CES-Bits

Manchmal erkennt man das ganz Große im ganz Kleinen: Da hat es sich ein Fliesenleger im Raum Ingolstadt verbeten, Aufträge von Ingenieuren aus den Häusern Audi und Siemens annehmen zu müssen, wie der Donaukurier berichtet. Er nennt Beispiele für die Besserwisserei und Praxisferne dieses Berufsstands und klagt über grenzenlose Arroganz. Seit er diese Negativliste auf seiner Webseite veröffentlicht hat, bekommt der Handwerker ein Dutzend Mails pro Tag, zumeist mit positiver Tendenz – auch aus den genannten Häusern. „Endlich bringt das einer mal zur Sprache“, heißt es darin…

Beim Blick auf die CES in Las Vegas bin ich noch immer fassungslos, wie es uns gelingen konnte, die weltgrößte IT-Messe in Hannover zugrunde zu richten und die Weltmarktführerschaft der Consumer Electronics Show mit 180000 Besuchern zu überlassen. Und ich glaube, dass ein Rundgang auf der CES sehr schnell offenbart, warum hierzulande der Misserfolg und dort der Erfolg residiert: die CES ist eine Show mit Spaßfaktor und Entertainment – die CEBIT war immer ein bisschen arroganter Ingenieursdünkel, nach dem Spaß unseriös und Entertainment anrüchig sind.

Um nicht missverstanden zu werden: die CES ist (auch) knallhartes Business. Wer hier auftritt, will die Technologie- und Verkaufstrends des jungen Jahres setzen. Aber niemand hat gesagt, dass man dabei die Freude am Entdecken, den Spaß am Geschäft verlieren soll. „Die CES ist ein leuchtendes Beispiel für das Potenzial von Innovation, globale Probleme zu lösen und das Leben der Menschen überall auf der Welt zu verbessern“, resümierte Gary Shapiro, President und CEO der die Show austragenden Consumer Technology Association. „Die Leidenschaft, Kreativität und geschäftlichen Kontakte auf der CES machen sie zum bedeutendsten internationalen Technologie-Event – und zur inspirierendsten Woche des ganzen Jahres.“ Las Vegas und Hannover sind Antipoden auf der Skala der Leichtigkeit.

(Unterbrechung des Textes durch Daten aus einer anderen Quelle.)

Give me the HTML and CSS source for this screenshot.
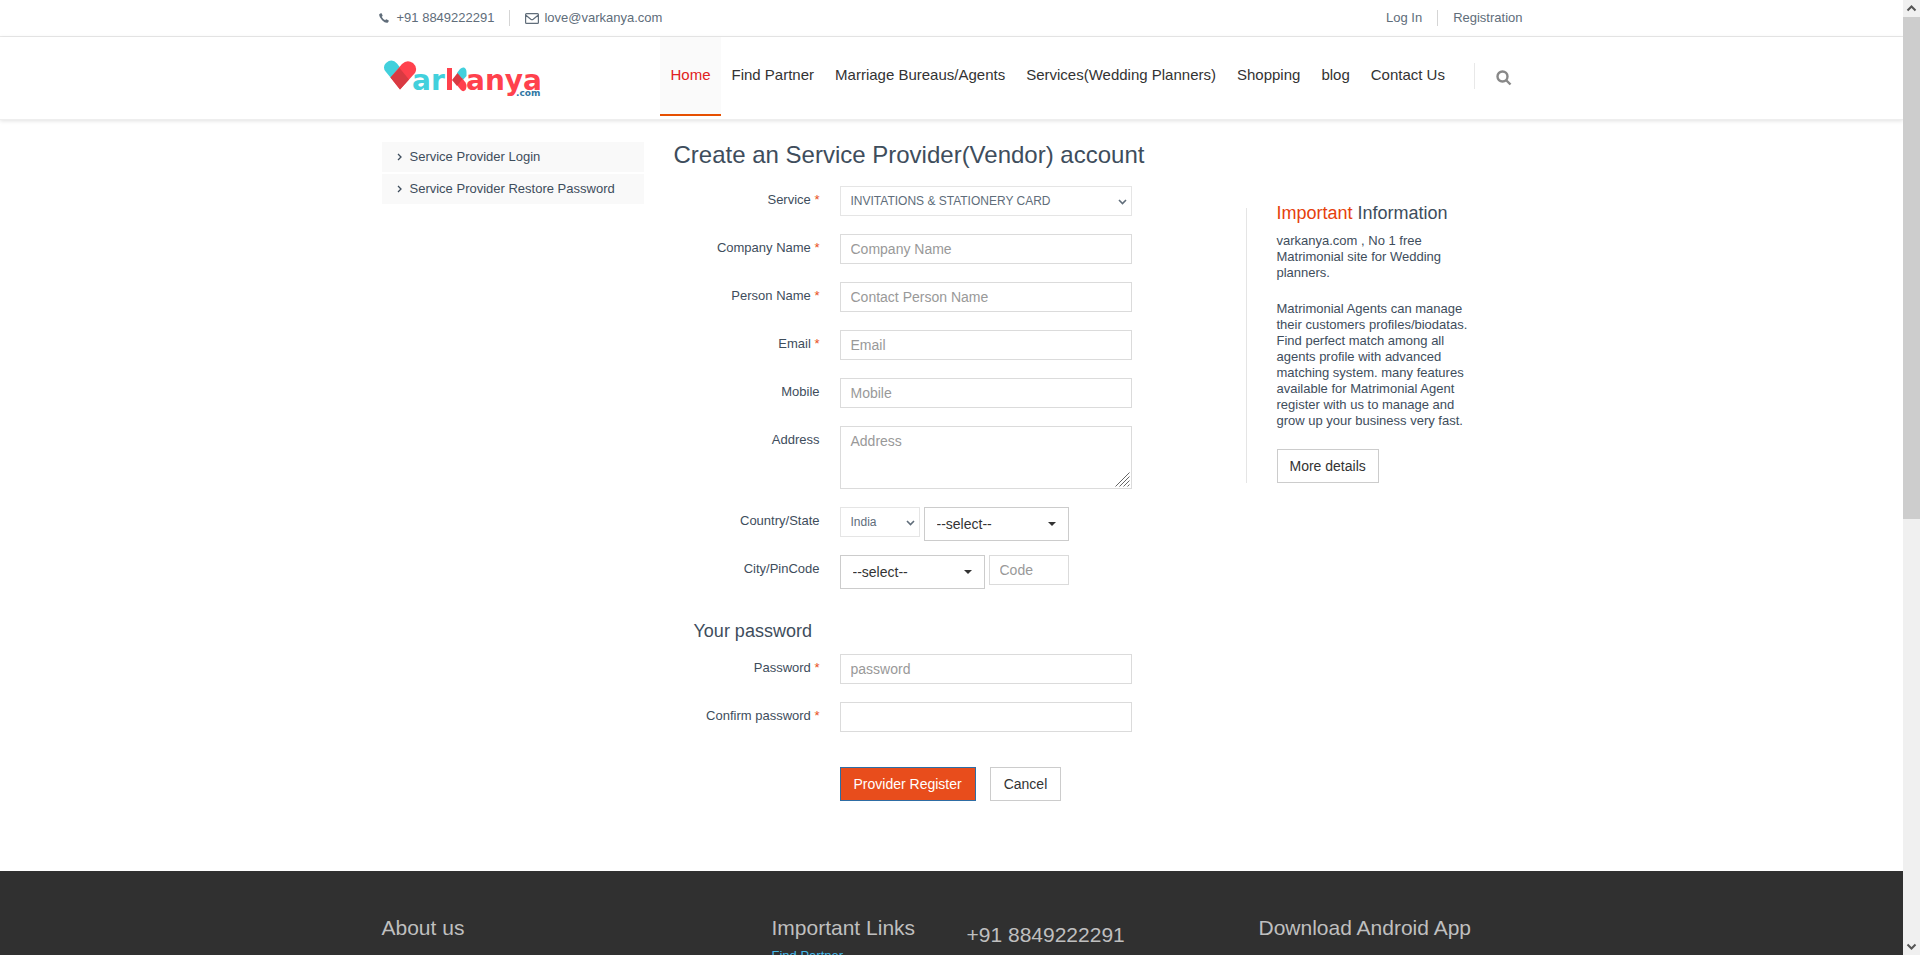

Und nun zum Geschäft – das sind die aktuellen CES-Bits:

Es hat den Anschein, als wäre in Las Vegas überall eins draufgesattelt worden: bei der Vernetzung wird aus 4G 5G, beim Fernsehen aus 4K sogar 8K, beim autonomen Fahren aus Level 2 Level 3. Und wichtiger noch: Augmented Reality und Artificial Intelligence ziehen in Alltagsprodukte ein und verändern die Art und Weise, wie wir Maschinen steuern und von Maschinen unterstützt werden. (Ein Schelm, der hier die Verben vertauscht!)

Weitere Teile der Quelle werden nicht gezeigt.